(Short task):
Will you transcribe all the entries word for word, skipping the pictures they hold?

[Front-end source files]
-------------------------
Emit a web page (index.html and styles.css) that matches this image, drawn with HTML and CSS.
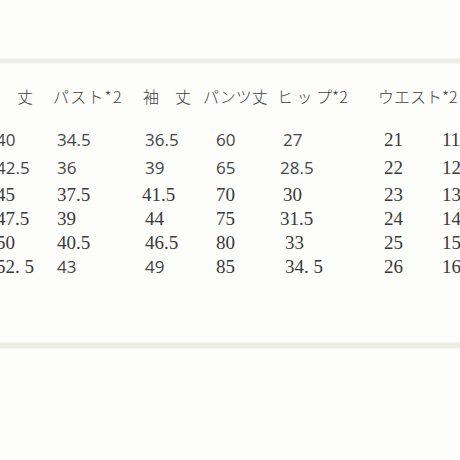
FILE: index.html
```html
<!DOCTYPE html>
<html lang="ja">
<head>
<meta charset="utf-8">
<title>サイズ表</title>
<link rel="stylesheet" href="styles.css">
</head>
<body>
<div class="chart">
  <div class="rule rule-top"></div>
  <div class="head">
    <span>丈</span>
    <span class="wide">パスト*2</span>
    <span>袖　丈</span>
    <span>パンツ丈</span>
    <span class="spaced">ヒ ッ プ*2</span>
    <span>ウエスト*2</span>
  </div>
  <div class="rows">
    <div class="row r1">
      <span class="s">40</span><span class="s">34.5</span><span class="s">36.5</span><span class="s">60</span><span class="s">27</span><span class="f">21</span><span class="f">11</span>
    </div>
    <div class="row r2">
      <span class="s">42.5</span><span class="s">36</span><span class="s">39</span><span class="s">65</span><span class="s nudge-l">28.5</span><span class="f">22</span><span class="f">12</span>
    </div>
    <div class="row r3">
      <span class="f">45</span><span class="f">37.5</span><span class="f nudge-l">41.5</span><span class="f">70</span><span class="f">30</span><span class="f">23</span><span class="f">13</span>
    </div>
    <div class="row">
      <span class="f">47.5</span><span class="f">39</span><span class="f">44</span><span class="f">75</span><span class="f nudge-l">31.5</span><span class="f">24</span><span class="f">14</span>
    </div>
    <div class="row">
      <span class="f">50</span><span class="f">40.5</span><span class="f">46.5</span><span class="f">80</span><span class="f nudge-r">33</span><span class="f">25</span><span class="f">15</span>
    </div>
    <div class="row">
      <span class="f">52. 5</span><span class="s">43</span><span class="s">49</span><span class="f">85</span><span class="f nudge-r">34. 5</span><span class="f">26</span><span class="f">16</span>
    </div>
  </div>
  <div class="rule rule-bottom"></div>
</div>
</body>
</html>
```
FILE: styles.css
```css
html, body {
  margin: 0;
  padding: 0;
  background: #fdfdfb;
  overflow: hidden;
}

.chart {
  width: 460px;
  height: 460px;
  overflow: hidden;
  color: #3d3d3d;
}

.rule {
  height: 4px;
  background: #ededE6;
  box-shadow: 0 0 1px 1px #f5f5f1;
}

.rule-top {
  margin-top: 59px;
}

.rule-bottom {
  margin-top: 64px;
  height: 5px;
}

.head {
  margin-top: 21px;
  margin-left: 17px;
  display: grid;
  grid-template-columns: 36px 90px 60px 74px 101px auto;
  font-family: "Noto Sans CJK JP", sans-serif;
  font-weight: 300;
  font-size: 16px;
  line-height: 24px;
  color: #404040;
  white-space: nowrap;
}

.wide {
  letter-spacing: 1.2px;
}

.spaced {
  word-spacing: 0;
}

.rows {
  margin-top: 20px;
  margin-left: -4px;
}

.row {
  display: grid;
  grid-template-columns: 61px 88px 71px 67px 101px 58px 60px;
  height: 24px;
  line-height: 24px;
  white-space: nowrap;
}

.r2 {
  margin-top: 4px;
}

.r3 {
  margin-top: 3px;
}

.s {
  font-family: "Open Sans", "Noto Sans", sans-serif;
  font-size: 17px;
  color: #454545;
}

.f {
  font-family: "Liberation Serif", serif;
  font-size: 19px;
  color: #3a3a3a;
}

.nudge-l {
  margin-left: -3px;
}

.nudge-r {
  margin-left: 2px;
}
```
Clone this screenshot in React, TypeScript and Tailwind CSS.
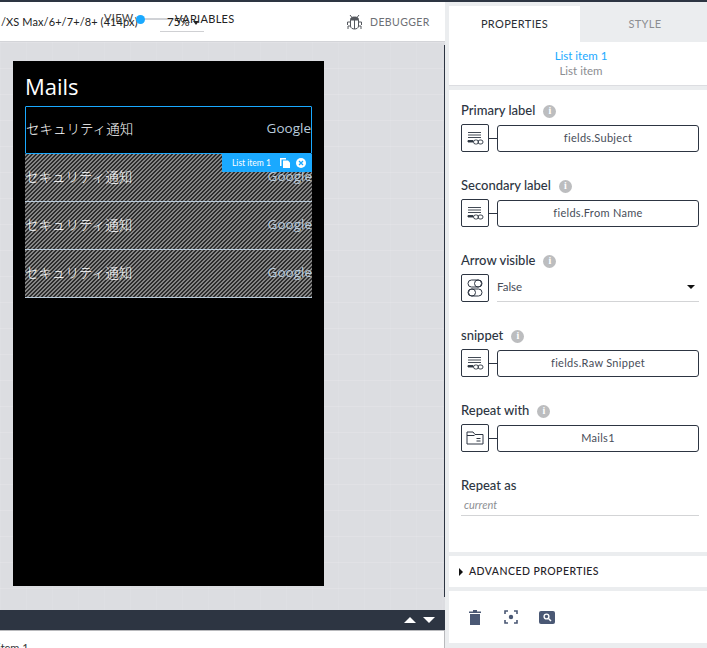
-------------------------
(Correct result):
Emit a web page (index.html and styles.css) that matches this image, drawn with HTML and CSS.
FILE: index.html
```html
<!DOCTYPE html>
<html lang="ja">
<head>
<meta charset="utf-8">
<title>サイズ表</title>
<link rel="stylesheet" href="styles.css">
</head>
<body>
<div class="chart">
  <div class="rule rule-top"></div>
  <div class="head">
    <span>丈</span>
    <span class="wide">パスト*2</span>
    <span>袖　丈</span>
    <span>パンツ丈</span>
    <span class="spaced">ヒ ッ プ*2</span>
    <span>ウエスト*2</span>
  </div>
  <div class="rows">
    <div class="row r1">
      <span class="s">40</span><span class="s">34.5</span><span class="s">36.5</span><span class="s">60</span><span class="s">27</span><span class="f">21</span><span class="f">11</span>
    </div>
    <div class="row r2">
      <span class="s">42.5</span><span class="s">36</span><span class="s">39</span><span class="s">65</span><span class="s nudge-l">28.5</span><span class="f">22</span><span class="f">12</span>
    </div>
    <div class="row r3">
      <span class="f">45</span><span class="f">37.5</span><span class="f nudge-l">41.5</span><span class="f">70</span><span class="f">30</span><span class="f">23</span><span class="f">13</span>
    </div>
    <div class="row">
      <span class="f">47.5</span><span class="f">39</span><span class="f">44</span><span class="f">75</span><span class="f nudge-l">31.5</span><span class="f">24</span><span class="f">14</span>
    </div>
    <div class="row">
      <span class="f">50</span><span class="f">40.5</span><span class="f">46.5</span><span class="f">80</span><span class="f nudge-r">33</span><span class="f">25</span><span class="f">15</span>
    </div>
    <div class="row">
      <span class="f">52. 5</span><span class="s">43</span><span class="s">49</span><span class="f">85</span><span class="f nudge-r">34. 5</span><span class="f">26</span><span class="f">16</span>
    </div>
  </div>
  <div class="rule rule-bottom"></div>
</div>
</body>
</html>
```
FILE: styles.css
```css
html, body {
  margin: 0;
  padding: 0;
  background: #fdfdfb;
  overflow: hidden;
}

.chart {
  width: 460px;
  height: 460px;
  overflow: hidden;
  color: #3d3d3d;
}

.rule {
  height: 4px;
  background: #ededE6;
  box-shadow: 0 0 1px 1px #f5f5f1;
}

.rule-top {
  margin-top: 59px;
}

.rule-bottom {
  margin-top: 64px;
  height: 5px;
}

.head {
  margin-top: 21px;
  margin-left: 17px;
  display: grid;
  grid-template-columns: 36px 90px 60px 74px 101px auto;
  font-family: "Noto Sans CJK JP", sans-serif;
  font-weight: 300;
  font-size: 16px;
  line-height: 24px;
  color: #404040;
  white-space: nowrap;
}

.wide {
  letter-spacing: 1.2px;
}

.spaced {
  word-spacing: 0;
}

.rows {
  margin-top: 20px;
  margin-left: -4px;
}

.row {
  display: grid;
  grid-template-columns: 61px 88px 71px 67px 101px 58px 60px;
  height: 24px;
  line-height: 24px;
  white-space: nowrap;
}

.r2 {
  margin-top: 4px;
}

.r3 {
  margin-top: 3px;
}

.s {
  font-family: "Open Sans", "Noto Sans", sans-serif;
  font-size: 17px;
  color: #454545;
}

.f {
  font-family: "Liberation Serif", serif;
  font-size: 19px;
  color: #3a3a3a;
}

.nudge-l {
  margin-left: -3px;
}

.nudge-r {
  margin-left: 2px;
}
```
Clone this screenshot in React, TypeScript and Tailwind CSS.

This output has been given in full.